Set task: Of all the lines in the data below, how many contain "this"? Report that number alone.

Collected data entries:
☆ ☆ ☆

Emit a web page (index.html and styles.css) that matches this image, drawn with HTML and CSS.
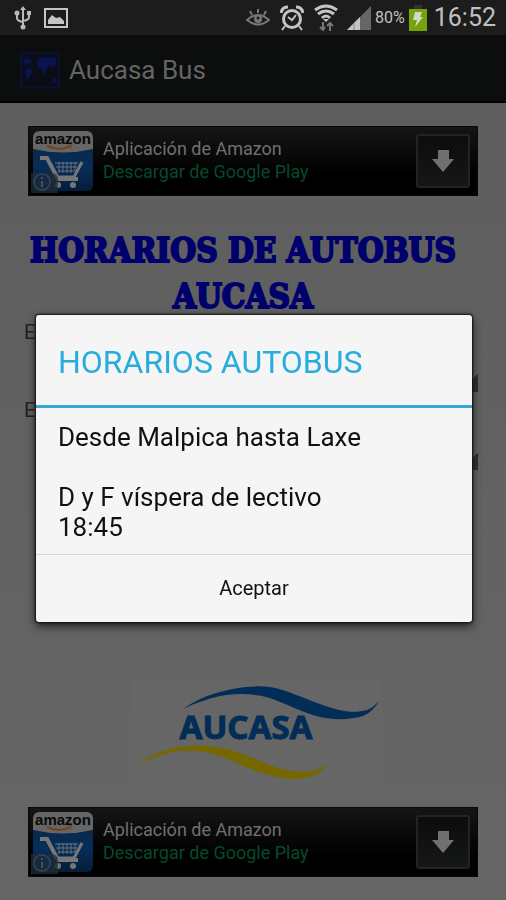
FILE: index.html
```html
<!DOCTYPE html>
<html lang="es">
<head>
<meta charset="utf-8">
<meta name="viewport" content="width=device-width, initial-scale=1">
<title>Aucasa Bus</title>
<link rel="stylesheet" href="styles.css">
</head>
<body>
<svg class="defs" aria-hidden="true">
  <defs>
    <linearGradient id="blue" x1="0" y1="0" x2="0" y2="1"><stop offset="0" stop-color="#0a2444"/><stop offset=".6" stop-color="#062e58"/><stop offset="1" stop-color="#051d3a"/></linearGradient>
    <symbol id="amazon" viewBox="0 0 64 64">
      <rect x="2" y="2" width="60" height="60" rx="6" fill="url(#blue)"/>
      <path d="M2 20V9Q2 2 9 2H55Q62 2 62 9V20Q32 27 2 20Z" fill="#666"/>
      <text class="brand" x="32" y="15" text-anchor="middle">amazon</text>
      <path d="M16 17Q29 23 39 17" fill="none" stroke="#70451a" stroke-width="2"/>
      <path d="M37 16H41L39 20" fill="none" stroke="#70451a" stroke-width="1"/>
      <path d="M9 29H16L27 50H47" fill="none" stroke="#777" stroke-width="4"/>
      <path d="M25 48H43L51 33" fill="none" stroke="#777" stroke-width="3"/>
      <path d="M24 34H47M25 38H46M27 42H44M28 33V44M32 33V44M36 33V44M40 33V44M44 33V42" stroke="#69737e" stroke-width="1"/>
      <circle cx="27" cy="56" r="3" fill="#777"/><circle cx="42" cy="56" r="3" fill="#777"/>
      <path d="M0 44H20Q27 44 27 51V66H0Z" fill="#222c36" opacity=".75"/>
      <circle cx="11" cy="53" r="8" fill="#16293d" stroke="#34475a" stroke-width="1.5"/>
      <path d="M11 52V58M11 48V50" stroke="#3e5266" stroke-width="2"/>
    </symbol>
    <symbol id="down" viewBox="0 0 22 22"><path d="M6 0H17V9H22L11 22L0 9H6Z" fill="#707070"/></symbol>
  </defs>
</svg>

<div class="screen">
  <header class="status">
    <svg width="18" height="26" viewBox="0 0 18 26" fill="none" stroke="#bbb" stroke-width="2"><path d="M9 3V22M3 8V13Q3 16 9 17M15 8V12Q15 15 9 16"/><path d="M9 1L12 5H6Z" fill="#bbb" stroke="none"/><circle cx="9" cy="22" r="2.5" fill="#bbb" stroke="none"/><circle cx="3" cy="8" r="2.5" fill="#bbb" stroke="none"/><path d="M13 6H17V10H13Z" fill="#bbb" stroke="none"/></svg>
    <svg class="photo" width="24" height="20" viewBox="0 0 24 20"><rect x="1" y="1" width="22" height="18" fill="none" stroke="#c4c4c4" stroke-width="2"/><path d="M4 16V12L8 7L12 10L16 9L20 13V16Z" fill="#c4c4c4"/></svg>
    <div class="spacer"></div>
    <svg width="24" height="18" viewBox="0 0 24 18" fill="none" stroke="#777" stroke-width="2"><path d="M1 11Q12 1 23 11Q12 20 1 11Z"/><circle cx="12" cy="10" r="4" fill="#777" stroke="none"/><path d="M12 0V4M4 2L6 6M20 2L18 6"/><circle cx="12" cy="9" r="1.5" fill="#1c1c1c" stroke="none"/></svg>
    <svg class="alarm" width="24" height="26" viewBox="0 0 24 26" fill="none" stroke="#c4c4c4"><circle cx="12" cy="14" r="8.5" stroke-width="3"/><path d="M8 12L12 15L16 10M5 21L2 25M19 21L22 25" stroke-width="2"/><path d="M1 8Q2 2 8 2M23 8Q22 2 16 2" stroke-width="3"/></svg>
    <svg width="26" height="28" viewBox="0 0 26 28" fill="none" stroke="#c4c4c4" stroke-width="3"><path d="M2 6Q13 -2 24 6M5 10Q13 4 21 10M9 14Q13 10 17 14"/><path d="M10 15H16L13 18Z" fill="#c4c4c4" stroke="none"/><path d="M10 18V26M7 23L10 26L12 23M17 27V19M14 22L17 19L20 22" stroke="#777" stroke-width="2"/></svg>
    <svg class="signal" width="24" height="24" viewBox="0 0 24 24"><path d="M24 0V24H0Z" fill="#666"/><path d="M13 11V24H0Z" fill="#c4c4c4"/><path d="M7 17V24" stroke="#888"/></svg>
    <span class="percent">80%</span>
    <svg class="battery" width="18" height="26" viewBox="0 0 18 26"><path d="M5 0H13V4H5Z" fill="#333"/><path d="M0 4H18V26H0Z" fill="#74a30c"/><path d="M6 7H13L11 12H14L6 22L8 15H4Z" fill="#d4d8ca"/></svg>
    <time class="clock">16:52</time>
  </header>

  <div class="appbar">
    <svg width="40" height="36" viewBox="0 0 40 36"><rect x="1" y="1" width="38" height="34" fill="#0a0c18" stroke="#0b1034" stroke-width="2"/><path d="M3 8L8 6L12 9L9 12L5 13ZM5 18L11 16L12 20L8 28L6 24ZM17 9L22 5L36 6L36 14L33 12L32 17L29 13L27 16L25 23L21 17L17 14ZM32 28L36 26V31H33ZM5 4H7V5H5Z" fill="#0c1450"/></svg>
    <span class="appname">Aucasa Bus</span>
  </div>

  <main class="content">
    <section class="ad">
      <svg class="adicon" width="64" height="64" role="img" aria-label="Amazon"><use href="#amazon"/></svg>
      <div class="adtext"><div>Aplicación de Amazon</div><div class="play">Descargar de Google Play</div></div>
      <button class="download" aria-label="Descargar"><svg width="22" height="22"><use href="#down"/></svg></button>
    </section>

    <h1>HORARIOS DE AUTOBUS AUCASA</h1>

    <form class="stops">
      <label for="from">E</label>
      <select id="from"></select>
      <label for="to">E</label>
      <select id="to"></select>
    </form>

    <svg class="logo" width="252" height="102" viewBox="0 0 252 102" role="img" aria-label="Aucasa">
      <rect width="252" height="102" fill="#666"/>
      <path d="M53 28C66 19 78 14 90 11C104 7 122 4 140 6C157 9 173 17 190 23C209 30 223 33 237 29C242 27 246 23 249 20C245 27 240 32 233 35C220 39 205 39 190 36C173 32 157 23 140 17C122 12 105 12 90 15C77 18 65 22 53 28Z" fill="#022d56"/>
      <path d="M5 85C14 79 22 74 30 71C48 64 69 63 87 66C108 69 126 79 143 85C160 91 182 95 197 83C194 87 191 91 187 93C173 100 157 99 143 95C124 91 108 82 90 75C76 70 63 69 50 70C33 72 19 78 5 85Z" fill="#756800"/>
      <text class="logotype" x="116" y="58" text-anchor="middle">AUCASA</text>
    </svg>

    <section class="ad">
      <svg class="adicon" width="64" height="64" role="img" aria-label="Amazon"><use href="#amazon"/></svg>
      <div class="adtext"><div>Aplicación de Amazon</div><div class="play">Descargar de Google Play</div></div>
      <button class="download" aria-label="Descargar"><svg width="22" height="22"><use href="#down"/></svg></button>
    </section>
  </main>
</div>

<div class="overlay">
  <div class="dialog" role="dialog" aria-labelledby="title">
    <h2 id="title">HORARIOS AUTOBUS</h2>
    <div class="message">
      <p>Desde Malpica hasta Laxe</p>
      <p>D y F víspera de lectivo<br>18:45</p>
    </div>
    <button class="accept">Aceptar</button>
  </div>
</div>
</body>
</html>
```
FILE: styles.css
```css
* { box-sizing: border-box; }
body { margin: 0; background: #646464; font-family: Roboto, "Liberation Sans", sans-serif; }
button { font: inherit; cursor: pointer; }
.defs { position: absolute; width: 0; height: 0; }
.screen { display: flex; flex-direction: column; min-height: 100vh; }

.status { display: flex; align-items: center; height: 35px; padding: 0 10px 0 14px; background: #1c1c1c; color: #c0c0c0; }
.photo { margin-left: 12px; }
.spacer { flex: 1; }
.alarm { margin: 0 9px 0 10px; }
.signal { margin: 0 4px 0 8px; }
.percent { font-size: 16px; }
.battery { margin: 0 7px 0 4px; }
.clock { font-size: 25px; }

.appbar { display: flex; align-items: center; gap: 9px; height: 68px; padding: 3px 20px 0; background: #0c0d0d; border-bottom: 2px solid #000; }
.appname { font-size: 26px; color: #646464; }

.content { display: flex; flex-direction: column; flex: 1; padding: 23px 28px; background: linear-gradient(#5e5e5e, #666); }
.ad { display: flex; align-items: center; height: 70px; padding: 0 7px 0 2px; background: linear-gradient(#151515, #000 70%); border: 1px solid #080808; }
.adicon { flex: none; }
.adtext { flex: 1; margin-left: 8px; padding-bottom: 3px; font-size: 18px; line-height: 23px; color: #707070; }
.play { color: #064a2b; }
.download { display: flex; align-items: center; justify-content: center; width: 54px; height: 54px; padding: 0; background: linear-gradient(#0c0c0c, #151718); border: 2px solid #232323; border-radius: 3px; }

h1 { margin: 32px 20px 0 0; font: bold 33px/46px "DejaVu Serif Condensed", "DejaVu Serif", serif; text-align: center; color: #00006c; -webkit-text-stroke: 2px #00006c; }
.stops { display: flex; flex-direction: column; margin-left: -4px; color: #222; }
.stops label { height: 24px; font-size: 20px; line-height: 24px; }
.stops select { height: 48px; margin: 0 0 6px 4px; appearance: none; border: 0; background: linear-gradient(135deg, transparent 50%, #2e2e2e 50%) right 0 bottom 0 / 18px 18px no-repeat; }
.logo { margin: auto auto 24px 102px; }
.brand { font: bold 15px "Liberation Sans", sans-serif; fill: #080808; }
.logotype { font: bold 33px "Noto Sans", sans-serif; fill: #022d56; stroke: #022d56; stroke-width: 1px; }

.overlay { position: fixed; inset: 0; display: flex; align-items: center; justify-content: center; padding: 36px 34px 0 36px; }
.dialog { width: 100%; overflow: hidden; background: #f5f5f5; border-radius: 3px; box-shadow: 0 0 2px 1px #111, 0 4px 10px #1c1c1c; }
h2 { margin: 0; padding: 27px 22px 23px; border-bottom: 3px solid #33a9d3; font-size: 32px; font-weight: 400; line-height: 40px; color: #27ace0; }
.message { padding: 14px 22px 12px; font-size: 26px; line-height: 30px; color: #111; }
.message p { margin: 0; }
.message p + p { margin-top: 30px; }
.accept { display: block; width: 100%; height: 68px; padding: 0; border: 0; border-top: 1px solid #d5d5d5; background: transparent; font-size: 20px; color: #111; }
```
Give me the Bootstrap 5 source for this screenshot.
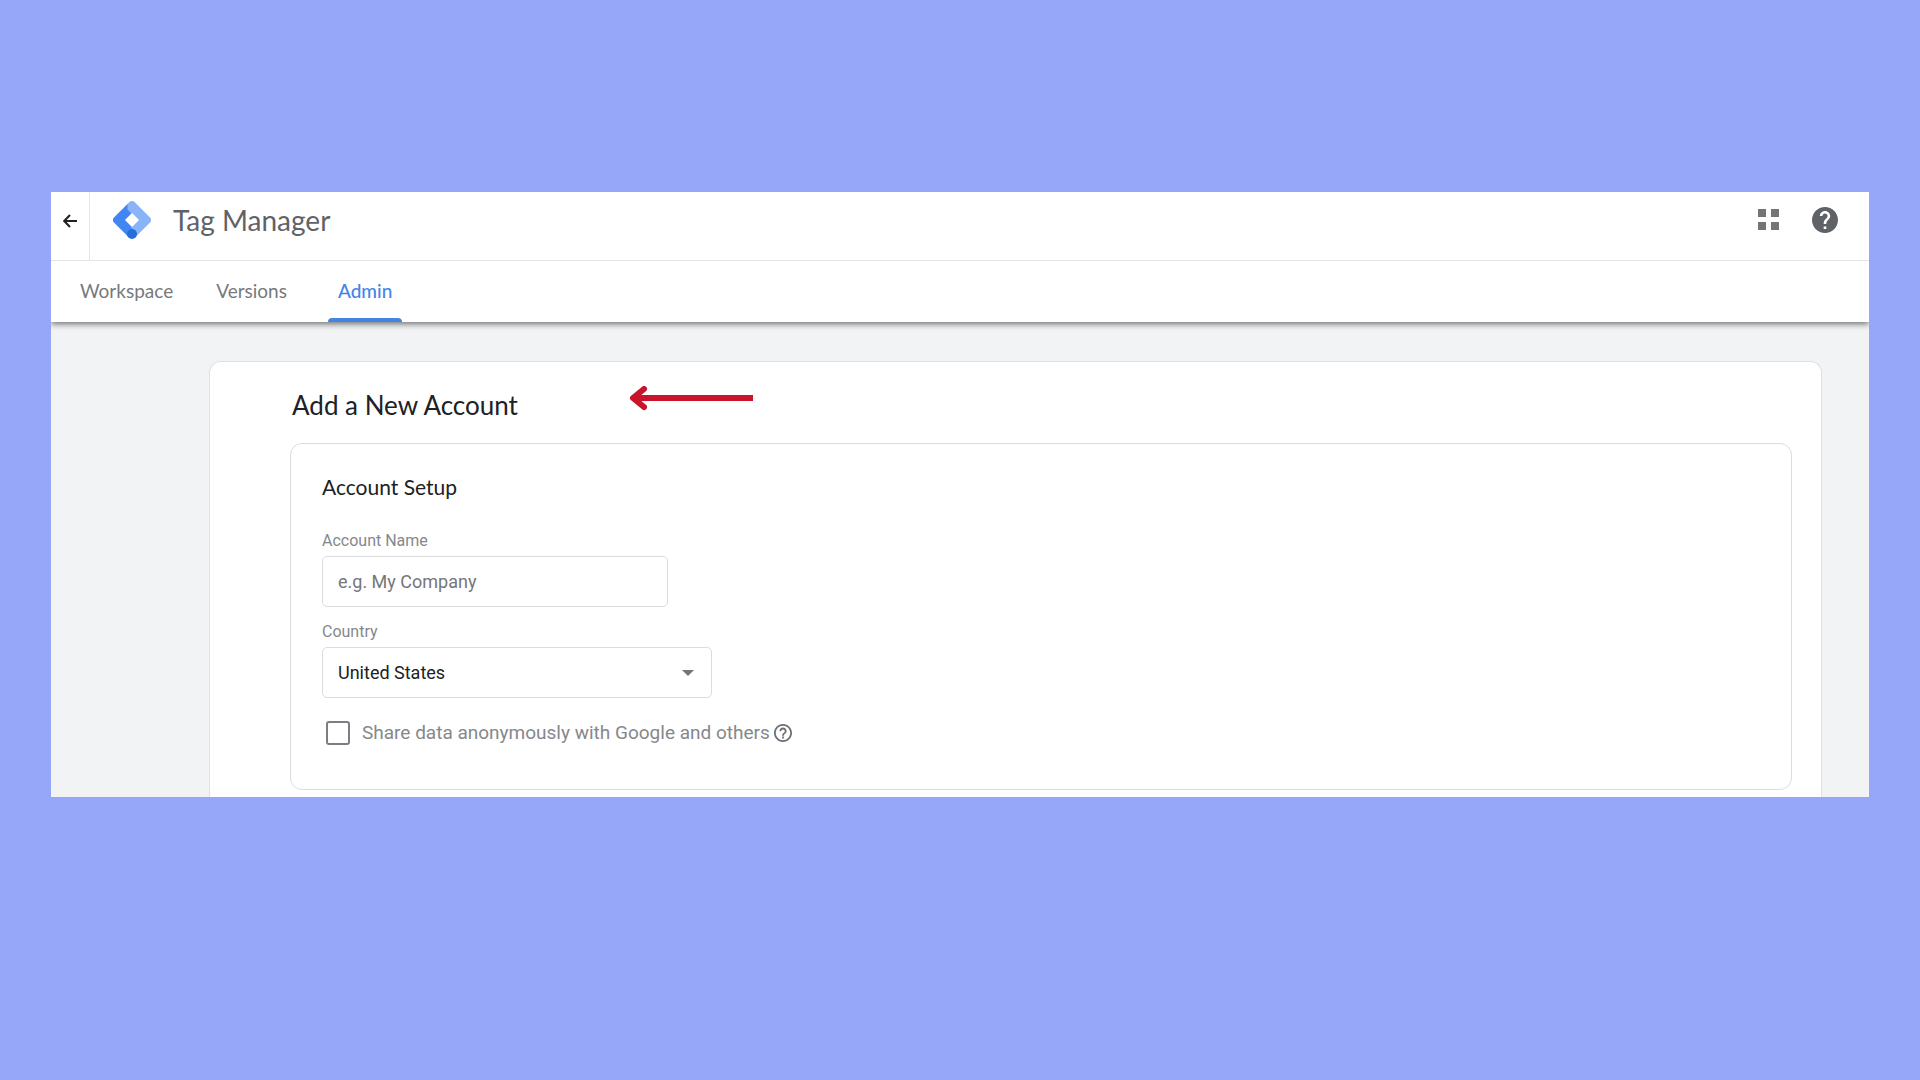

☆ ☆ ☆

Solved exercise: 2